Hamilton Gallery countdown to our St Brigid’s Day exhibition at 12 Star Gallery, Europe House London, is underway.
The exhibition will open to the public from January 23rd and run until February 1st, St Brigid’s Day, and it is part of the Irish Embassy in London’s St Brigid’s Day Celebration of Women and creativity.
In the run up to our opening night in London we bring you a daily blog with a selection of the 90 works by Irish women artists that will be shown at the exhibition.
We will include interviews and insights from the artists involved as well as other news and developments relating to events at the 12 Star Gallery in London which will occur in compliment to the exhibition.
Tonight our artists are Alison Pilkington, Paula Pholi, Fiona Power, Sarah Quick and Maureen Quinn.
We also include the poem “Obituary for Leland Bardwell” by Leland Bardwell. Leland’s poem “St Brigid’s Day 1989” was circulated to all participating artists as the thematic inspiration for the exhibition.
Alison Pilkington: Alison Pilkington holds a PhD in painting. She was a prize winner at Royal Academy Summer Show London 2012, selected for the Marmite Painting Prize, London 2012 and 2016. Prizewinner at the Artslant International Jurors Award in Dec 2013.
References to paintings from different periods of art history frequently come through her paintings as well as classical portraiture, landscape painting and the sublime. The paintings are frequently charged with a visual tension and are both humorous and unsettling
Paula Pohli a Dubliner, lives in Mayo. She makes hand-burnished Lino cuts in limited editions since 1990 and paints in egg tempera. Paula held 8 Solo shows & 3 Print Presentations in the USA, 2012. Her prints appeared in 27 International Print Biennials.
“Memento Mori, Brigid is a lino cut mounted on canvas. It connects to the world of Grunewald's Crucifixion. The suffering behind the beauty of a St Brigid's cross inspired this work.”
Fiona Power: Born in London of Irish parents, Fiona moved to the North-west of Ireland when she was 12. Fiona has lived in West Cork for 25 years, where she paints from her studio overlooking Dunmanus Bay inspired by the changing light of the landscape.
“The strong stone wall guides the viewer’s eyes towards the figures on the shoreline, also dividing the warmth and stability of the road (representing the past) against the cool and changeable water (representing the fluidity of the future). The warm clouds of the evening sky against the bare winter trees signal the end of winter.”
Sarah Quick: Sarah Quick is a Canadian-Irish Artist. She studied Fine Art at Mount Allison University and was awarded the Elizabeth Greenshields Grant. She lives in the Burren, Co. Clare.

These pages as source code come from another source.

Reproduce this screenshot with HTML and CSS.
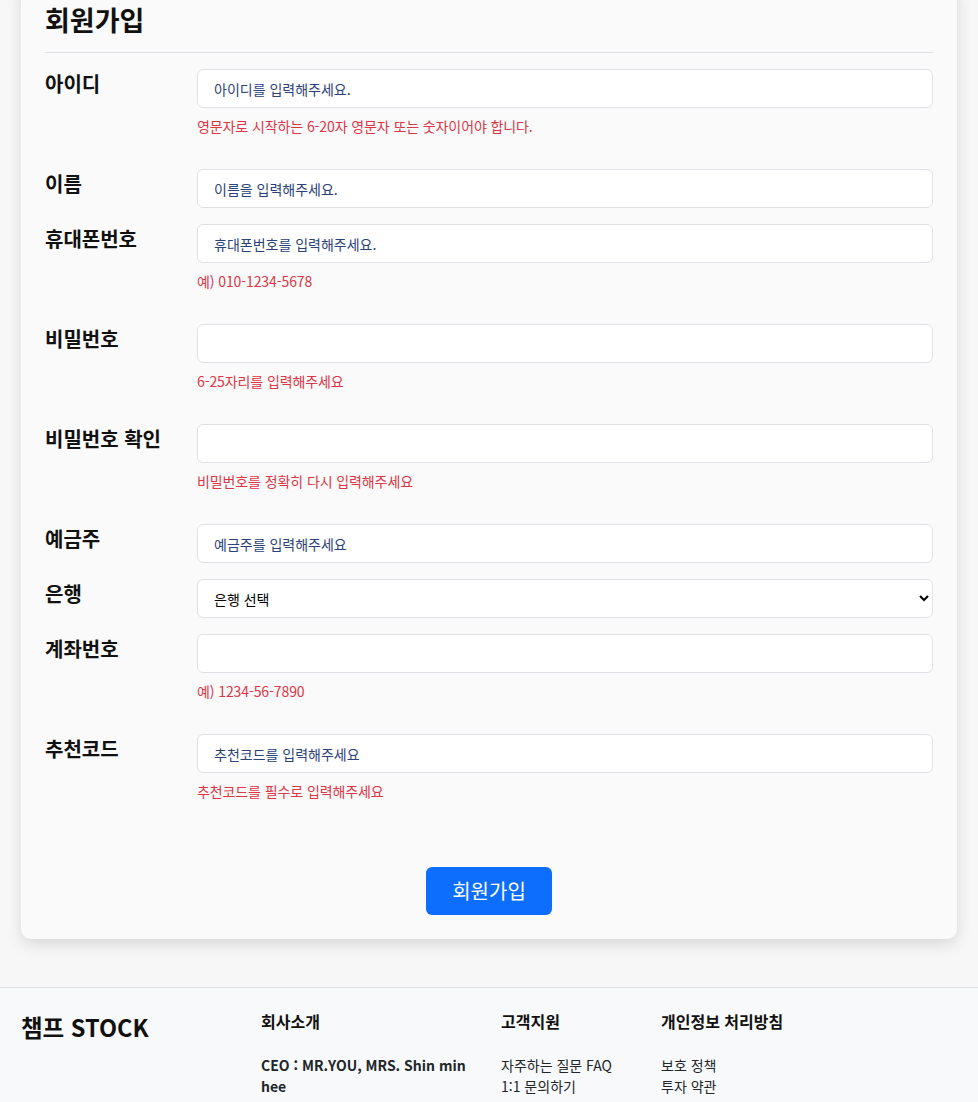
FILE: index.html
```html
<!DOCTYPE html>
<html lang="ko">
<head>
  <meta charset="UTF-8" />
  <meta name="viewport" content="width=device-width, initial-scale=1.0" />
  <title>회원가입 - 챔프 STOCK</title>
  <link rel="stylesheet" href="styles.css">
</head>
<body>
  <div class="card">
    <h2>회원가입</h2>
    <form id="joinForm">
      <div class="row">
        <label for="userId">아이디</label>
        <div class="field">
          <input type="text" id="userId" placeholder="아이디를 입력해주세요." />
          <p class="help">영문자로 시작하는 6-20자 영문자 또는 숫자이어야 합니다.</p>
        </div>
      </div>

      <div class="row">
        <label for="name">이름</label>
        <div class="field">
          <input type="text" id="name" placeholder="이름을 입력해주세요." />
        </div>
      </div>

      <div class="row">
        <label for="phone">휴대폰번호</label>
        <div class="field">
          <input type="text" id="phone" placeholder="휴대폰번호를 입력해주세요." />
          <p class="help">예) 010-1234-5678</p>
        </div>
      </div>

      <div class="row">
        <label for="pw">비밀번호</label>
        <div class="field">
          <input type="password" id="pw" />
          <p class="help">6-25자리를 입력해주세요</p>
        </div>
      </div>

      <div class="row">
        <label for="pw2">비밀번호 확인</label>
        <div class="field">
          <input type="password" id="pw2" />
          <p class="help">비밀번호를 정확히 다시 입력해주세요</p>
        </div>
      </div>

      <div class="row">
        <label for="holder">예금주</label>
        <div class="field">
          <input type="text" id="holder" placeholder="예금주를 입력해주세요" />
        </div>
      </div>

      <div class="row">
        <label for="bank">은행</label>
        <div class="field">
          <select id="bank">
            <option value="">은행 선택</option>
            <option value="kb">국민은행</option>
            <option value="shinhan">신한은행</option>
            <option value="woori">우리은행</option>
            <option value="hana">하나은행</option>
          </select>
        </div>
      </div>

      <div class="row">
        <label for="account">계좌번호</label>
        <div class="field">
          <input type="text" id="account" />
          <p class="help">예) 1234-56-7890</p>
        </div>
      </div>

      <div class="row">
        <label for="code">추천코드</label>
        <div class="field">
          <input type="text" id="code" placeholder="추천코드를 입력해주세요" />
          <p class="help">추천코드를 필수로 입력해주세요</p>
        </div>
      </div>

      <div class="actions">
        <button type="submit">회원가입</button>
      </div>
    </form>
  </div>

  <footer>
    <div class="footer-inner">
      <div class="brand">챔프 STOCK</div>
      <div class="col">
        <h5>회사소개</h5>
        <ul>
          <li class="strong">CEO : MR.YOU, MRS. Shin min hee</li>
        </ul>
      </div>
      <div class="col">
        <h5>고객지원</h5>
        <ul>
          <li>자주하는 질문 FAQ</li>
          <li>1:1 문의하기</li>
        </ul>
      </div>
      <div class="col">
        <h5>개인정보 처리방침</h5>
        <ul>
          <li>보호 정책</li>
          <li>투자 약관</li>
        </ul>
      </div>
    </div>
  </footer>
</body>
</html>
```

FILE: styles.css
```css
* {
  box-sizing: border-box;
}
body {
  margin: 0;
  font-family: "Noto Sans CJK KR", "Noto Sans", sans-serif;
  background-color: #f7f7f7;
  color: #212529;
}
.card {
  margin: -19px 21px 48px;
  background: #fafafa;
  padding: 24px 24px 24px;
  border-radius: 10px;
  box-shadow: 0 6px 16px rgba(0,0,0,0.12);
}
h2 {
  margin: 0;
  font-size: 27px;
  line-height: 30px;
  font-weight: 700;
  color: #111;
  padding-bottom: 17px;
  border-bottom: 1px solid #dee2e6;
  margin-bottom: 16px;
}
.row {
  display: flex;
  margin-bottom: 16px;
}
.row label {
  width: 152px;
  flex-shrink: 0;
  font-size: 20px;
  font-weight: 700;
  line-height: 30px;
  color: #111;
}
.field {
  flex: 1;
}
input, select {
  display: block;
  width: 100%;
  height: 39px;
  border: 1px solid #dee2e6;
  border-radius: 6px;
  background: #fff;
  font-family: inherit;
  font-size: 14px;
  color: #212529;
}
input {
  padding: 0 16px;
}
input::placeholder {
  color: #2a4278;
}
select {
  padding: 0 8px 0 12px;
  color: #000;
}
.help {
  margin: 8px 0 17px;
  font-size: 14px;
  letter-spacing: -0.1px;
  line-height: 20px;
  color: #dc3545;
}
.actions {
  text-align: center;
  margin-top: 49px;
}
button {
  padding: 10px 26px;
  border: none;
  background-color: #0d6efd;
  color: white;
  font-family: inherit;
  font-size: 20px;
  line-height: 28px;
  border-radius: 6px;
  cursor: pointer;
}
footer {
  background: #f8f9fa;
  border-top: 1px solid #dee2e6;
  padding: 22px 21px 24px;
}
.footer-inner {
  display: grid;
  grid-template-columns: 240px 240px 160px 1fr;
}
.brand {
  font-size: 23.5px;
  font-weight: 700;
  line-height: 34px;
  color: #111;
}
.col h5 {
  margin: 0 0 23px;
  font-size: 16px;
  line-height: 22px;
  font-weight: 700;
  color: #111;
}
.col ul {
  list-style: none;
  margin: 0;
  padding: 0 24px 0 0;
  font-size: 14px;
  line-height: 21px;
}
.col li.strong {
  font-weight: 700;
}
```
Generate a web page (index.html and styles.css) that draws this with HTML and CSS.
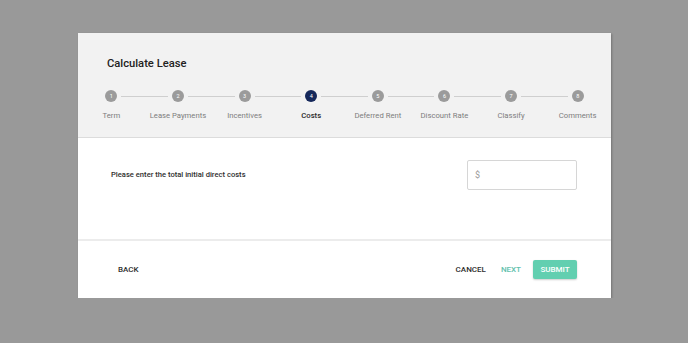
FILE: index.html
```html
<!DOCTYPE html>
<html>
<head>
<meta charset="utf-8">
<link rel="stylesheet" href="styles.css">
</head>
<body>
<div class="dialog">
  <div class="header">
    <h1 class="title">Calculate Lease</h1>
    <ol class="stepper">
      <li class="step"><span class="dot">1</span><span class="label">Term</span></li>
      <li class="step"><span class="dot">2</span><span class="label">Lease Payments</span></li>
      <li class="step"><span class="dot">3</span><span class="label">Incentives</span></li>
      <li class="step active"><span class="dot">4</span><span class="label">Costs</span></li>
      <li class="step"><span class="dot">5</span><span class="label">Deferred Rent</span></li>
      <li class="step"><span class="dot">6</span><span class="label">Discount Rate</span></li>
      <li class="step"><span class="dot">7</span><span class="label">Classify</span></li>
      <li class="step last"><span class="dot">8</span><span class="label">Comments</span></li>
    </ol>
  </div>
  <div class="content">
    <p class="question">Please enter the total initial direct costs</p>
    <div class="field"><span class="prefix">$</span></div>
  </div>
  <div class="footer">
    <button class="btn">BACK</button>
    <div class="actions">
      <button class="btn">CANCEL</button>
      <button class="btn btn-next">NEXT</button>
      <button class="btn btn-submit">SUBMIT</button>
    </div>
  </div>
</div>
</body>
</html>
```
FILE: styles.css
```css
html, body {
  margin: 0;
  padding: 0;
  background: #999999;
  font-family: Roboto, "Liberation Sans", sans-serif;
}
body {
  padding: 33px 0 0 78px;
}
.dialog {
  width: 533px;
  background: #ffffff;
  box-shadow: 1px 1px 2px rgba(0,0,0,0.25);
}
.header {
  background: #f2f2f2;
  padding: 23px 0 15px;
  border-bottom: 1px solid #dcdcdc;
}
.title {
  margin: 0 0 0 29px;
  font-size: 11.2px;
  line-height: 16px;
  font-weight: 500;
  color: #222;
}
.stepper {
  list-style: none;
  margin: 18px 0 0;
  padding: 0;
  display: grid;
  grid-template-columns: repeat(8, 1fr);
}
.step {
  position: relative;
  display: flex;
  flex-direction: column;
  align-items: center;
}
.step::after {
  content: "";
  position: absolute;
  top: 6px;
  left: calc(50% + 10px);
  right: calc(-50% + 10px);
  height: 1px;
  background: #cfcfcf;
}
.step.last::after { display: none; }
.dot {
  width: 12px;
  height: 12px;
  border-radius: 50%;
  background: #9b9b9b;
  color: #fff;
  font-size: 5.5px;
  line-height: 12px;
  text-align: center;
}
.label {
  margin-top: 8px;
  font-size: 7.7px;
  line-height: 12px;
  color: #7d7d7d;
  white-space: nowrap;
}
.step.active .dot { background: #15285a; }
.step.active .label { color: #2a2a2a; font-weight: 500; }

.content {
  height: 103px;
  box-sizing: border-box;
  padding: 22px 34px 0 33px;
  display: flex;
  align-items: flex-start;
  justify-content: space-between;
  border-bottom: 2px solid #ececec;
}
.question {
  margin: 0;
  line-height: 30px;
  font-size: 7.6px;
  font-weight: 500;
  color: #2e2e2e;
}
.field {
  width: 101px;
  height: 28px;
  border: 1px solid #d6d6d6;
  border-radius: 2px;
  display: flex;
  align-items: center;
  padding-left: 7px;
  box-sizing: content-box;
}
.prefix {
  font-size: 9px;
  color: #9a9a9a;
}
.footer {
  height: 57px;
  display: flex;
  align-items: center;
  justify-content: space-between;
  padding: 0 34px 0 40px;
}
.actions {
  display: flex;
  align-items: center;
}
.btn {
  border: 0;
  background: transparent;
  padding: 0;
  font-family: inherit;
  font-size: 8px;
  font-weight: 500;
  color: #2e2e2e;
  cursor: pointer;
}
.btn-next {
  margin-left: 15px;
  color: #62c1ad;
}
.btn-submit {
  margin-left: 12px;
  width: 44px;
  height: 19px;
  border-radius: 2px;
  background: #62cfb0;
  color: #fff;
  box-shadow: 0 1px 2px rgba(0,0,0,0.2);
}
```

“An Talamh represents generations of women who, in their struggle, have claimed new ground for those coming after. The painting is the artist’s hand in the clay of her craft.”
Maureen Quinn: I am originally from Ballinasloe, Co Galway and now reside in Sligo. Holy icons spoke to me like no other art form as a result of my visits to museums and churches in Greece, Italy, Bulgaria and Russia. Ì answered the call, learned from the most eminent and exhibited in Christ Church Cathedral in Dublin, Derry and Hyde Bridge Gallery, Sligo.
History tell us that St. Brigid was an inveterate traveller around Ireland, driven by her faith in God and love for the poor. That image of an all action woman, contrasts with my icon depiction of her in quieter moments, which in contemporary parlance would be referred to as being in the now.